With more short form, blog style writing, do readers expect something different?
“Yes. They want more. Whatever you have they want more (laughing). They (readers) have become so accustomed to having this stream of copy that if you haven’t updated your blog they wonder why. If there’s a trade and you don’t have the story up in 15 minutes they want to know why you got beat on that. I think that’s part of the whole cycle that can be damaging to whole news process.”
Stone used the erroneous reporting on the Supreme Court healthcare decision as his example. The decision was so important to the entire country, and so widely sought, Fox, CNN, MSNBC, NBC, CBS and ABC were obsessed with getting the story first. The obsession led to inaccurate reporting because the media focus was on getting the story on the air first.
What advice do you give to someone who wants to be a sports reporter today?
“First of all, I would advise them to learn as much of the technology (audio, video, blog and social media) as you can.
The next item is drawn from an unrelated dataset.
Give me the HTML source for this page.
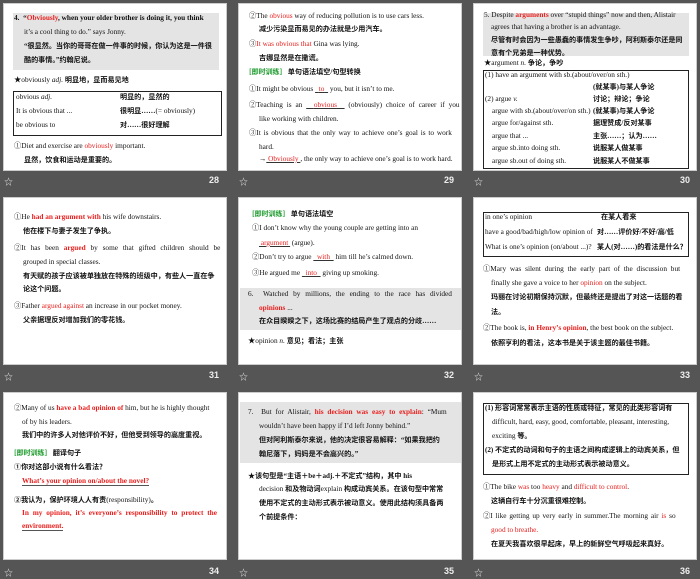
<!DOCTYPE html>
<html><head><meta charset="utf-8"><style>
*{margin:0;padding:0;box-sizing:border-box}
body{width:700px;height:578px;background:#555;position:relative;overflow:hidden;font-family:"Liberation Serif","Noto Serif CJK SC",serif;color:#111}
.s{position:absolute;width:224px;height:168px;background:#fff;border:1px solid #ccc;overflow:hidden}
.l{position:absolute;height:10px;line-height:10px;font-size:7.3px;white-space:nowrap}
.c{font-family:"Liberation Serif","Noto Sans CJK SC",sans-serif;font-weight:bold;font-size:7.1px}
.r{color:#e8201e}
.g{color:#1a9a2a;font-family:"Noto Sans CJK SC",sans-serif;font-weight:bold;font-size:7px}
.u{text-decoration:underline;text-decoration-color:#333}
.box{position:absolute;border:1px solid #222}
.gray{position:absolute;background:#e4e4e4}
.star{position:absolute;color:#ddd;font-size:9px}
.num{position:absolute;color:#eee;font-size:9px;font-weight:bold;font-family:"Liberation Sans",sans-serif}
</style></head><body>

<!-- slide 28 -->
<div class="s" style="left:3px;top:3px">
<div class="gray" style="left:9px;top:9px;width:206px;height:57px"></div>
<div class="l" style="left:10px;top:9px;font-weight:bold">4.&nbsp; “<span class="r">Obviously</span>, when your older brother is doing it, you think</div>
<div class="l" style="left:20px;top:23px">it’s a cool thing to do.” says Jonny.</div>
<div class="l c" style="left:20px;top:37px">“很显然。当你的哥哥在做一件事的时候，你认为这是一件很</div>
<div class="l c" style="left:20px;top:51px">酷的事情。”约翰尼说。</div>
<div class="l" style="left:10px;top:71px">★obviously <i>adj.</i> <b class="c">明显地，显而易见地</b></div>
<div class="box" style="left:9px;top:87px;width:209px;height:45px"></div>
<div class="l" style="left:12px;top:88px">obvious <i>adj.</i></div><div class="l c" style="left:116px;top:88px">明显的，显然的</div>
<div class="l" style="left:12px;top:102px">It is obvious that ...</div><div class="l" style="left:116px;top:102px"><b class="c">很明显……</b>(= obviously)</div>
<div class="l" style="left:12px;top:116px">be obvious to</div><div class="l c" style="left:116px;top:116px">对……很好理解</div>
<div class="l" style="left:10px;top:137px">①Diet and exercise are <span class="r">obviously</span> important.</div>
<div class="l c" style="left:20px;top:151px">显然，饮食和运动是重要的。</div>
</div>

<!-- slide 29 -->
<div class="s" style="left:238px;top:3px">
<div class="l" style="left:10px;top:7px">②The <span class="r">obvious</span> way of reducing pollution is to use cars less.</div>
<div class="l c" style="left:20px;top:20px">减少污染显而易见的办法就是少用汽车。</div>
<div class="l" style="left:10px;top:35px">③<span class="r">It was obvious that</span> Gina was lying.</div>
<div class="l c" style="left:20px;top:49px">吉娜显然是在撒谎。</div>
<div class="l" style="left:10px;top:63px"><span class="g">[即时训练]</span>&nbsp;&nbsp;&nbsp;<b class="c">单句语法填空/句型转换</b></div>
<div class="l" style="left:10px;top:80px">①It might be obvious <span class="u">&nbsp;&nbsp;<span class="r">to</span>&nbsp;&nbsp;</span> you, but it isn’t to me.</div>
<div class="l" style="left:10px;top:96px;word-spacing:2px">②Teaching is an <span class="u">&nbsp;&nbsp;<span class="r">obvious</span>&nbsp;&nbsp;</span> (obviously) choice of career if you</div>
<div class="l" style="left:20px;top:110px">like working with children.</div>
<div class="l" style="left:10px;top:124px;word-spacing:1px">③It is obvious that the only way to achieve one’s goal is to work</div>
<div class="l" style="left:20px;top:138px">hard.</div>
<div class="l" style="left:20px;top:150px">→<span class="u r">&nbsp;Obviously&nbsp;</span>, the only way to achieve one’s goal is to work hard.</div>
</div>

<!-- slide 30 -->
<div class="s" style="left:473px;top:3px">
<div class="gray" style="left:9px;top:9px;width:206px;height:43px"></div>
<div class="l" style="left:10px;top:6px">5. Despite <span class="r"><b>arguments</b></span> over “stupid things” now and then, Alistair</div>
<div class="l" style="left:17px;top:18px">agrees that having a brother is an advantage.</div>
<div class="l c" style="left:17px;top:31px">尽管有时会因为一些愚蠢的事情发生争吵，阿利斯泰尔还是同</div>
<div class="l c" style="left:17px;top:44px">意有个兄弟是一种优势。</div>
<div class="l" style="left:10px;top:54px">★argument <i>n.</i> <b class="c">争论，争吵</b></div>
<div class="box" style="left:9px;top:66px;width:206px;height:99px"></div>
<div class="l" style="left:11px;top:66px">(1) have an argument with sb.(about/over/on sth.)</div>
<div class="l c" style="left:119px;top:78px">(就某事)与某人争论</div>
<div class="l" style="left:11px;top:90px">(2) argue <i>v.</i></div><div class="l c" style="left:119px;top:90px">讨论；辩论；争论</div>
<div class="l" style="left:18px;top:102px">argue with sb.(about/over/on sth.)</div><div class="l c" style="left:119px;top:102px">(就某事)与某人争论</div>
<div class="l" style="left:18px;top:114px">argue for/against sth.</div><div class="l c" style="left:119px;top:114px">据理赞成/反对某事</div>
<div class="l" style="left:18px;top:127px">argue that ...</div><div class="l c" style="left:119px;top:127px">主张……；认为……</div>
<div class="l" style="left:18px;top:139px">argue sb.into doing sth.</div><div class="l c" style="left:119px;top:139px">说服某人做某事</div>
<div class="l" style="left:18px;top:152px">argue sb.out of doing sth.</div><div class="l c" style="left:119px;top:152px">说服某人不做某事</div>
</div>

<!-- slide 31 -->
<div class="s" style="left:3px;top:197px">
<div class="l" style="left:10px;top:14px">①He <span class="r"><b>had an argument with</b></span> his wife downstairs.</div>
<div class="l c" style="left:19px;top:28px">他在楼下与妻子发生了争执。</div>
<div class="l" style="left:10px;top:45px;word-spacing:3px">②It has been <span class="r"><b>argued</b></span> by some that gifted children should be</div>
<div class="l" style="left:19px;top:59px">grouped in special classes.</div>
<div class="l c" style="left:19px;top:73px">有天赋的孩子应该被单独放在特殊的班级中，有些人一直在争</div>
<div class="l c" style="left:19px;top:86px">论这个问题。</div>
<div class="l" style="left:10px;top:103px">③Father <span class="r">argued against</span> an increase in our pocket money.</div>
<div class="l c" style="left:19px;top:117px">父亲据理反对增加我们的零花钱。</div>
</div>

<!-- slide 32 -->
<div class="s" style="left:238px;top:197px">
<div class="gray" style="left:1px;top:90px;width:222px;height:42px"></div>
<div class="l" style="left:13px;top:11px"><span class="g">[即时训练]</span>&nbsp;&nbsp;&nbsp;<b class="c">单句语法填空</b></div>
<div class="l" style="left:13px;top:25px">①I don’t know why the young couple are getting into an</div>
<div class="l" style="left:20px;top:40px"><span class="u r">&nbsp;argument&nbsp;</span> (argue).</div>
<div class="l" style="left:13px;top:54px">②Don’t try to argue <span class="u">&nbsp;&nbsp;<span class="r">with</span>&nbsp;&nbsp;</span> him till he’s calmed down.</div>
<div class="l" style="left:13px;top:70px">③He argued me <span class="u">&nbsp;&nbsp;<span class="r">into</span>&nbsp;&nbsp;</span> giving up smoking.</div>
<div class="l" style="left:9px;top:91px;word-spacing:3px">6.&nbsp; Watched by millions, the ending to the race has divided</div>
<div class="l" style="left:20px;top:105px"><span class="r"><b>opinions</b></span> ...</div>
<div class="l c" style="left:20px;top:118px">在众目睽睽之下，这场比赛的结局产生了观点的分歧……</div>
<div class="l" style="left:9px;top:138px">★opinion <i>n.</i> <b class="c">意见；看法；主张</b></div>
</div>

<!-- slide 33 -->
<div class="s" style="left:473px;top:197px">
<div class="box" style="left:9px;top:14px;width:206px;height:45px"></div>
<div class="l" style="left:11px;top:14px">in one’s opinion</div><div class="l c" style="left:127px;top:14px">在某人看来</div>
<div class="l" style="left:11px;top:29px">have a good/bad/high/low opinion of</div><div class="l c" style="left:123px;top:29px">对……评价好/不好/高/低</div>
<div class="l" style="left:11px;top:44px">What is one’s opinion (on/about ...)?</div><div class="l c" style="left:123px;top:44px">某人(对……)的看法是什么？</div>
<div class="l" style="left:9px;top:66px;word-spacing:2px">①Mary was silent during the early part of the discussion but</div>
<div class="l" style="left:17px;top:80px">finally she gave a voice to her <span class="r">opinion</span> on the subject.</div>
<div class="l c" style="left:17px;top:94px">玛丽在讨论初期保持沉默，但最终还是提出了对这一话题的看</div>
<div class="l c" style="left:17px;top:109px">法。</div>
<div class="l" style="left:9px;top:125px">②The book is, <span class="r"><b>in Henry’s opinion</b></span>, the best book on the subject.</div>
<div class="l c" style="left:17px;top:140px">依照亨利的看法，这本书是关于该主题的最佳书籍。</div>
</div>

<!-- slide 34 -->
<div class="s" style="left:3px;top:392px">
<div class="l" style="left:10px;top:10px">②Many of us <span class="r"><b>have a bad opinion of</b></span> him, but he is highly thought</div>
<div class="l" style="left:18px;top:24px">of by his leaders.</div>
<div class="l c" style="left:18px;top:37px">我们中的许多人对他评价不好，但他受到领导的高度重视。</div>
<div class="l" style="left:10px;top:55px"><span class="g">[即时训练]</span>&nbsp;&nbsp;&nbsp;<b class="c">翻译句子</b></div>
<div class="l c" style="left:10px;top:69px">①你对这部小说有什么看法？</div>
<div class="l r" style="left:18px;top:83px;border-bottom:1px solid #555;font-weight:bold">What’s your opinion on/about the novel?</div>
<div class="l" style="left:10px;top:102px"><b class="c">②我认为，保护环境人人有责</b>(responsibility)<b class="c">。</b></div>
<div class="l r" style="left:18px;top:115px;word-spacing:2px;font-weight:bold">In my opinion, it’s everyone’s responsibility to protect the</div>
<div class="l r" style="left:18px;top:128px;font-weight:bold;border-bottom:1px solid #555">environment.</div>
</div>

<!-- slide 35 -->
<div class="s" style="left:238px;top:392px">
<div class="gray" style="left:1px;top:9px;width:222px;height:61px"></div>
<div class="l" style="left:9px;top:14px;word-spacing:2px">7.&nbsp; But for Alistair, <span class="r"><b>his decision was easy to explain</b></span>: “Mum</div>
<div class="l" style="left:20px;top:28px">wouldn’t have been happy if I’d left Jonny behind.”</div>
<div class="l c" style="left:20px;top:42px">但对阿利斯泰尔来说，他的决定很容易解释：“如果我把约</div>
<div class="l c" style="left:20px;top:56px">翰尼落下，妈妈是不会高兴的。”</div>
<div class="l c" style="left:9px;top:78px">★该句型是“主语＋be＋adj.＋不定式”结构，其中 his</div>
<div class="l" style="left:20px;top:91px">decision <b class="c">和及物动词</b>explain <b class="c">构成动宾关系。在该句型中常常</b></div>
<div class="l c" style="left:20px;top:105px">使用不定式的主动形式表示被动意义。使用此结构须具备两</div>
<div class="l c" style="left:20px;top:119px">个前提条件：</div>
</div>

<!-- slide 36 -->
<div class="s" style="left:473px;top:392px">
<div class="box" style="left:9px;top:10px;width:206px;height:72px"></div>
<div class="l c" style="left:11px;top:10px">(1) 形容词常常表示主语的性质或特征，常见的此类形容词有</div>
<div class="l" style="left:18px;top:24px">difficult, hard, easy, good, comfortable, pleasant, interesting,</div>
<div class="l" style="left:18px;top:38px">exciting <b class="c">等。</b></div>
<div class="l c" style="left:11px;top:52px">(2) 不定式的动词和句子的主语之间构成逻辑上的动宾关系，但</div>
<div class="l c" style="left:18px;top:66px">是形式上用不定式的主动形式表示被动意义。</div>
<div class="l" style="left:9px;top:89px">①The bike <span class="r">was</span> too <span class="r">heavy</span> and <span class="r">difficult to control</span>.</div>
<div class="l c" style="left:17px;top:103px">这辆自行车十分沉重很难控制。</div>
<div class="l" style="left:9px;top:118px;word-spacing:1px">②I like getting up very early in summer.The morning air <span class="r">is</span> so</div>
<div class="l r" style="left:17px;top:132px">good to breathe.</div>
<div class="l c" style="left:17px;top:146px">在夏天我喜欢很早起床，早上的新鲜空气呼吸起来真好。</div>
</div>

<!-- footers -->
<div class="star" style="left:4px;top:175px">☆</div><div class="num" style="left:209px;top:175px">28</div>
<div class="star" style="left:239px;top:175px">☆</div><div class="num" style="left:444px;top:175px">29</div>
<div class="star" style="left:474px;top:175px">☆</div><div class="num" style="left:680px;top:175px">30</div>
<div class="star" style="left:4px;top:370px">☆</div><div class="num" style="left:209px;top:370px">31</div>
<div class="star" style="left:239px;top:370px">☆</div><div class="num" style="left:444px;top:370px">32</div>
<div class="star" style="left:474px;top:370px">☆</div><div class="num" style="left:680px;top:370px">33</div>
<div class="star" style="left:4px;top:566px">☆</div><div class="num" style="left:209px;top:566px">34</div>
<div class="star" style="left:239px;top:566px">☆</div><div class="num" style="left:444px;top:566px">35</div>
<div class="star" style="left:474px;top:566px">☆</div><div class="num" style="left:680px;top:566px">36</div>
</body></html>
That being said, you still have to report and be accurate and good writing is what separates you from everyone else. If you’re a very good writer, there will be a spot for you and you will be coveted. Read as much as you can and write as much as you can and your own style will develop.”
What, in your opinion, are the skills that editors are seeking when filling a position? Is there more of an emphasis on writing or the technology piece, or both?
“I think it is balance of both. I don’t think editors who hire anyone today who is just a luddite when it comes to technology, it’s just too important now … [but] if you were the world’s best podcaster but you still couldn’t write, I don’t think you’d get the job?
What is the future of long-form narrative sports reporting? Is there a place for it and, if so, where?
“ESPN.com has become, it’s essentially a newspaper online. You have some of the best long form writing you’ll ever see. They have Wright Thompson, the Bill Simmons Grantland thing. They have some of the best men and women doing some of the best writing done at any newspaper, at any time. I firmly believe that.”